The advanced economies are expected to up their real
GDP growth by 90 basis points — from 1.3 per cent in
2013 to 2.2 per cent in 2014. In contrast, the
emerging economies, while growing faster, have been
predicted to post GDP growth of 5.1 per cent in
2014, which is only 40 basis points higher compared
to 2013.
The problem lies with laggard growth increments
among the BRIC nations. Though the fastest growing
by far, China is forecast to de-grow from 7.7 per
cent in 2013 to 7.5 per cent in 2014. Brazil’s
growth is expected to remain flat at 2.3 per cent.
While Russia is anticipated to grow from 1.5 per
cent in 2013 to 2 per cent in 2014, it is still well
below par.
India looks better in comparison: up from 4.6 per
cent in 2013 to 5.4 per cent this calendar year.
That is good news.
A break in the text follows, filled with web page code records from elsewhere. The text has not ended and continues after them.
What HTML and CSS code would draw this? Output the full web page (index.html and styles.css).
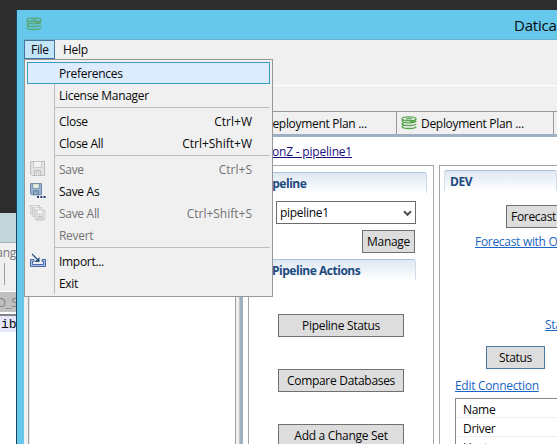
FILE: index.html
```html
<!DOCTYPE html>
<html lang="en">
<head>
<meta charset="utf-8">
<title>Datical</title>
<link rel="stylesheet" href="styles.css">
</head>
<body>
<svg class="defs" width="0" height="0" aria-hidden="true">
  <symbol id="db" viewBox="0 0 16 14">
    <g fill="none" stroke="currentColor" stroke-width="1.3">
      <ellipse cx="8" cy="2.7" rx="7" ry="1.9"/>
      <path d="M5 3.2Q9 2.200 11 3M15 3Q15 5.200 9 5.800M1 4.700Q1 6.800 8 6.800T15 5.100M1 7.500Q1 9.500 8 9.500T15 7.800M1 10.300Q1 12.500 8 12.500T15 10.500M1 5Q1 4 3 3.800M1 7.800Q1 7 3 6.800M1 10.600Q1 9.800 3 9.400"/>
    </g>
  </symbol>
  <symbol id="floppy" viewBox="0 0 15 15">
    <path class="fl-body" d="M.5.5h14v14H2L.5 13z"/>
    <path class="fl-label" d="M3.5.5h8v6h-8z"/>
    <path class="fl-body" d="M4.5 9.5h6v5h-6z"/>
    <path class="fl-label" d="M6.5 11h2v3.500h-2z"/>
  </symbol>
</svg>
<div class="desktop">
  <div class="back-window">
    <div class="back-title"></div>
    <div class="back-tools"><span>ang</span><i></i></div>
    <div class="back-tab"><span>O_S</span></div>
    <div class="back-line">ib</div>
  </div>

  <div class="window">
    <div class="titlebar"><svg class="db dim"><use href="#db"/></svg><span>Datical</span></div>
    <div class="client">
      <div class="menubar"><span class="menu-title open">File</span><span class="menu-title">Help</span></div>
      <div class="toolbar"></div>
      <div class="work">
        <div class="side"><div class="side-box"></div></div>
        <div class="editor">
          <div class="tabs">
            <div class="tab"><svg class="db"><use href="#db"/></svg><span>Deployment Plan ...</span></div>
            <div class="tab"><svg class="db"><use href="#db"/></svg><span>Deployment Plan ...</span></div>
            <div class="tab"></div>
          </div>
          <div class="page">
            <div class="crumb"><a>onZ - pipeline1</a></div>
            <div class="columns">
              <div class="panel pipeline">
                <div class="head head-pipeline">Pipeline</div>
                <div class="select"><span>pipeline1</span><svg width="9" height="7" viewBox="0 0 9 7"><path d="M1 1.200l3.500 3.600L8 1.200" fill="none" stroke="#505050" stroke-width="2"/></svg></div>
                <div class="button manage">Manage</div>
                <div class="head head-actions">Pipeline Actions</div>
                <div class="actions">
                  <div class="button">Pipeline Status</div>
                  <div class="button">Compare Databases</div>
                  <div class="button">Add a Change Set</div>
                </div>
              </div>
              <div class="panel dev">
                <div class="head head-dev">DEV</div>
                <div class="button forecast">Forecast</div>
                <a class="options">Forecast with Options</a>
                <a class="status-link">Status</a>
                <div class="button status">Status</div>
                <a class="edit">Edit Connection</a>
                <div class="table"><div>Name</div><div>Driver</div><div>Hostname</div></div>
              </div>
            </div>
          </div>
        </div>
      </div>
    </div>
  </div>

  <div class="menu">
    <div class="item selected"><span>Preferences</span></div>
    <div class="item"><span>License Manager</span></div>
    <div class="sep"></div>
    <div class="item"><span>Close</span><kbd>Ctrl+W</kbd></div>
    <div class="item"><span>Close All</span><kbd>Ctrl+Shift+W</kbd></div>
    <div class="sep"></div>
    <div class="item off"><svg class="ico" viewBox="0 0 16 16"><use href="#floppy" width="15" height="15"/></svg><span>Save</span><kbd>Ctrl+S</kbd></div>
    <div class="item"><svg class="ico blue" viewBox="0 0 16 16"><use href="#floppy" width="12" height="12.500"/><path d="M7 13h2v2H7zM10.300 13h2v2h-2zM13.500 13h2v2h-2z" fill="#263f70"/></svg><span>Save As</span></div>
    <div class="item off"><svg class="ico" viewBox="0 0 16 16"><use href="#floppy" width="10" height="10"/><use href="#floppy" x="2" y="2" width="10" height="10"/><use href="#floppy" x="4.500" y="4.500" width="11" height="11"/></svg><span>Save All</span><kbd>Ctrl+Shift+S</kbd></div>
    <div class="item off"><span>Revert</span></div>
    <div class="sep"></div>
    <div class="item"><svg class="ico" viewBox="0 0 16 16"><path d="M4 6.500H.5v7h15v-7H12v2h1.500v3h-11v-3H4z" fill="#a9bfe6" stroke="#4a68a6"/><path d="M2 1l6 6" stroke="#23527c" stroke-width="1.200"/><path d="M9.500 4v5h-5z" fill="#23527c"/></svg><span>Import...</span></div>
    <div class="item"><span>Exit</span></div>
  </div>
</div>
</body>
</html>
```
FILE: styles.css
```css
* { box-sizing: border-box; }
body { margin: 0; font: 12px/16px "Open Sans", "Noto Sans", sans-serif; letter-spacing: -.3px; color: #080808; }
.defs { display: block; }
.desktop { position: relative; width: 557px; height: 444px; overflow: hidden; background: #2d2d2d; }
a { text-decoration: underline; color: #1a66c2; white-space: nowrap; }

.back-window { position: absolute; left: 0; top: 213px; width: 16px; height: 231px; overflow: hidden; background: #fff; }
.back-title { height: 30px; background: #c1d5da; border-bottom: 1px solid #a5b3b7; }
.back-tools { height: 48px; background: #f0f0f0; color: #777; }
.back-tools span { display: flex; justify-content: flex-end; height: 20px; align-items: center; }
.back-tools i { display: block; width: 1px; height: 22px; margin-left: 4px; background: #a0a0a0; }
.back-tab { height: 20px; margin-top: 1px; background: #c0c0c0; color: #858585; font-size: 13px; line-height: 20px; }
.back-tab span { display: flex; margin-left: -4px; }
.back-line { margin-top: 2px; height: 18px; border-top: 2px solid #858585; background: #e6e6fc; font: 13px/18px "Liberation Mono", monospace; letter-spacing: 0; padding-left: 1px; }

.window { position: absolute; left: 16px; top: 10px; width: 541px; height: 434px; overflow: hidden; background: #66c9eb; border-left: 1px solid #174557; padding-left: 7px; }
.titlebar { height: 30px; display: flex; align-items: center; justify-content: space-between; border-bottom: 1px solid #69b3ce; font-size: 15px; letter-spacing: -.2px; padding-left: 2px; }
.titlebar span { width: 43px; white-space: nowrap; }
.db { width: 16px; height: 14px; color: #55a34e; flex: none; }
.dim { color: #59a675; margin-top: -1px; }
.client { height: 404px; background: #f0f0f0; }
.menubar { display: flex; height: 19px; }
.menu-title { width: 31px; height: 19px; line-height: 18px; padding-left: 6px; border: 1px solid transparent; margin-right: 1px; }
.menu-title.open { background: #c2e5fa; border-color: #46749c; }
.toolbar { height: 27px; border-bottom: 1px solid #fff; }
.work { display: flex; height: 358px; }
.side { width: 216px; padding: 25px 3px 0 4px; border-right: 1px solid #bfc4ca; }
.side-box { height: 340px; border: 1px solid #a0a0a0; box-shadow: inset 1px 0 #e8e8e8; background: #fff; }
.editor { flex: none; width: 317px; padding-top: 25px; }
.tabs { display: flex; height: 26px; border-top: 1px solid #999; border-bottom: 3px solid #a0b0c3; }
.tab { flex: none; width: 157px; height: 22px; padding-left: 4px; display: flex; align-items: center; gap: 4px; border-right: 1px solid #999; }
.tab span { padding-top: 2px; white-space: nowrap; }
.tab:last-child { width: 3px; border: 0; }
.page { height: 307px; background: #fff; border-left: 3px solid #a0b0c3; }
.crumb { height: 28px; padding: 7px 0 0 29px; }
.crumb a { color: #1b0f80; letter-spacing: -.2px; }
.columns { display: flex; gap: 5px; padding-left: 5px; }
.panel { height: 279px; border: 1px solid #a5a5a5; border-bottom: 0; flex: none; }
.pipeline { width: 186px; padding: 6px 6px 0 12px; }
.dev { width: 118px; border-right: 0; padding: 4px 0 0 4px; overflow: hidden; }
.head { height: 21px; border-top: 1px solid #a9c1da; border-right: 1px solid #d2dce8; border-radius: 3px 3px 0 0; background: linear-gradient(#dee8f3, #fff); color: #1d4a7f; font-weight: 700; letter-spacing: -.48px; line-height: 21px; white-space: nowrap; }
.head-pipeline { padding-left: 1px; }
.head-dev { border-left: 1px solid #d2dce8; padding-left: 5px; }
.select { margin: 8px 5px 0 15px; width: 140px; height: 23px; border: 1px solid #6c6c6c; display: flex; align-items: center; justify-content: space-between; padding: 1px 3px 0; }
.button { display: flex; align-items: center; justify-content: center; height: 23px; border: 1px solid #707070; background: #ddd; white-space: nowrap; letter-spacing: -.3px; padding-top: 1px; }
.manage { width: 53px; margin: 6px 0 0 101px; }
.head-actions { margin: 6px 11px 0 0; padding-left: 11px; }
.actions { width: 126px; margin: 34px 0 0 17px; display: grid; gap: 32px; }
.forecast { width: 62px; justify-content: flex-start; padding-left: 4px; margin: 14px 0 0 62px; }
.dev a { display: block; }
.options { margin: 6px 0 0 31px; }
.status-link { margin: 67px 0 0 101px; }
.status { width: 59px; margin: 13px 0 0 42px; border-color: #4b79a6; }
.edit { margin: 9px 0 0 11px; }
.table { margin: 4px 0 0 11px; border: 1px solid #828790; border-right: 0; height: 60px; }
.table div { height: 19px; line-height: 22px; padding-left: 7px; border-bottom: 1px solid #f0f0f0; }

.menu { position: absolute; left: 24px; top: 59px; width: 249px; height: 238px; border: 1px solid #979797; padding: 2px; background: linear-gradient(#bdbdbd, #bdbdbd) 29px 24px / 1px 210px no-repeat #f0f0f0; }
.item { height: 22px; display: grid; grid-template-columns: 32px 1fr auto; align-items: center; padding-right: 18px; white-space: nowrap; }
.item span, .item kbd { padding-top: 1px; }
.item span { grid-column: 2; }
.item kbd { font: inherit; letter-spacing: 0; }
.selected { background: #dcebfd; border: 1px solid #379dc5; padding-right: 17px; grid-template-columns: 31px 1fr auto; }
.sep { height: 4px; margin-left: 27px; background: linear-gradient(#bdbdbd, #bdbdbd) 0 1px / 100% 1px no-repeat; }
.off { color: #737373; }
.ico { width: 16px; height: 16px; margin-left: 3px; --line: #bdbdbd; --fill: #e2e2e2; --label: #f3f3f3; }
.blue { --line: #526e92; --fill: #9ab4d4; --label: #e7f0df; }
.fl-body { fill: var(--fill); stroke: var(--line); }
.fl-label { fill: var(--label); stroke: var(--line); stroke-width: .7; }
```
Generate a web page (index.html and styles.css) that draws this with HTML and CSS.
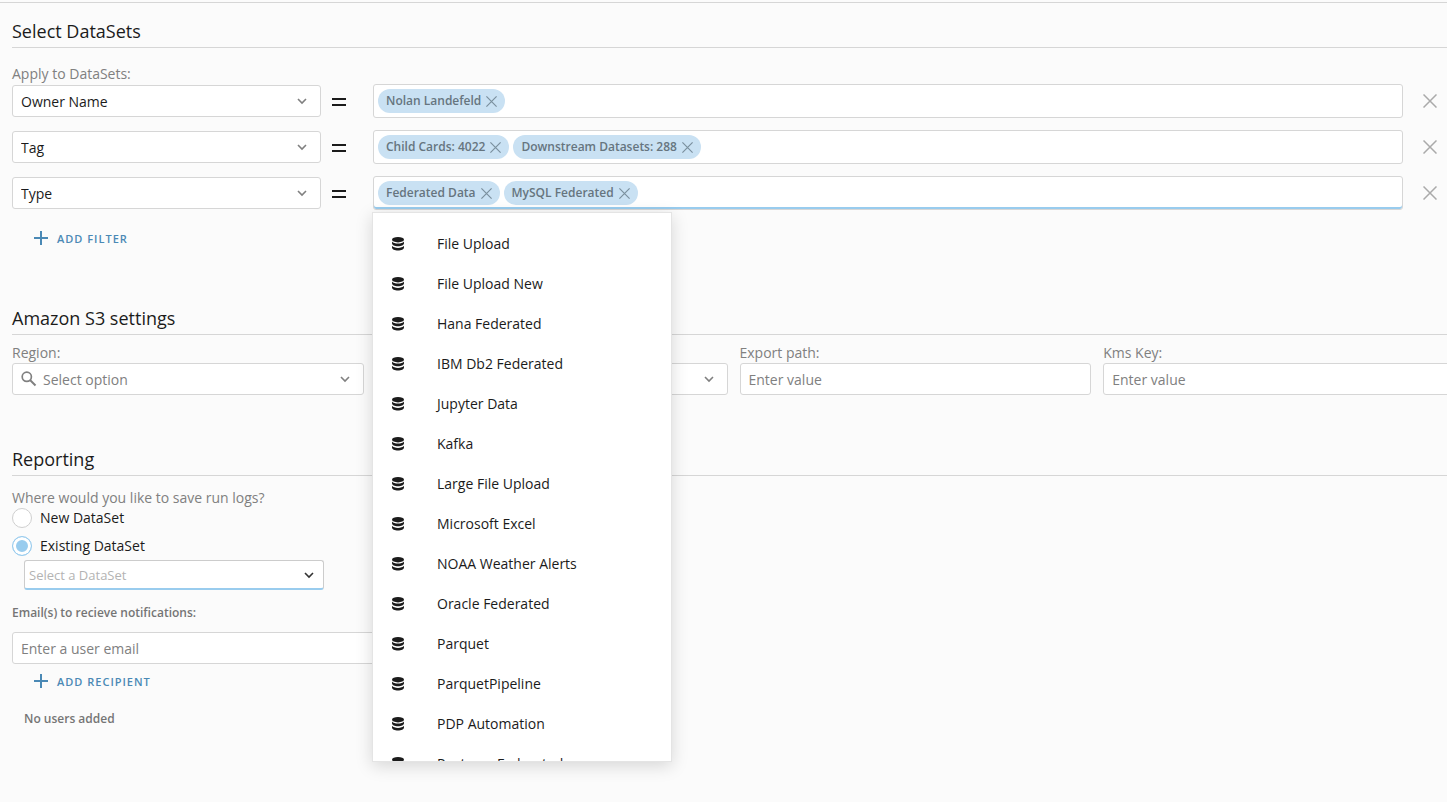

However, India does not carry
enough heft to substantially lift the growth of
emerging markets, unless it is accompanied in good
measure by China.
Thankfully, there are two distinct pieces of good
news. The first relates to the US, where almost all
indicators suggest that the country is on the mend.
The unemployment rate has been declining and finally
went below the 7 per cent mark to 6.7 per cent in
December 2013. The last time it was at this level
was 61 months ago. US industrial production has
grown by 3.7 per cent between December 2012 and
December 2013. It was the fifth consecutive monthly
increase; and for the fourth quarter of 2013
(October-December), industrial production grew at an
annual rate of 6.8 per cent — the largest quarterly
increase since the second quarter of 2010. At 1.5
per cent, consumer price inflation has been lower
than before; the fiscal deficit of the federal
government, once running at over 11 per cent of GDP,
is now down to 4.1 per cent; housing prices are
firming up; and the consumer confidence index has
bounced back.
The second good news is probably even better for the
global economy. It has to do with the Euro Zone
which, except for Germany and the North Atlantic
nations, was almost a basket-case category some 12
to 18 months ago. Not so today. Although Euro Zone
growth for 2013 will still be in negative territory
(-0.4 per cent), the third quarter numbers showed a
distinct upturn which should continue in the fourth.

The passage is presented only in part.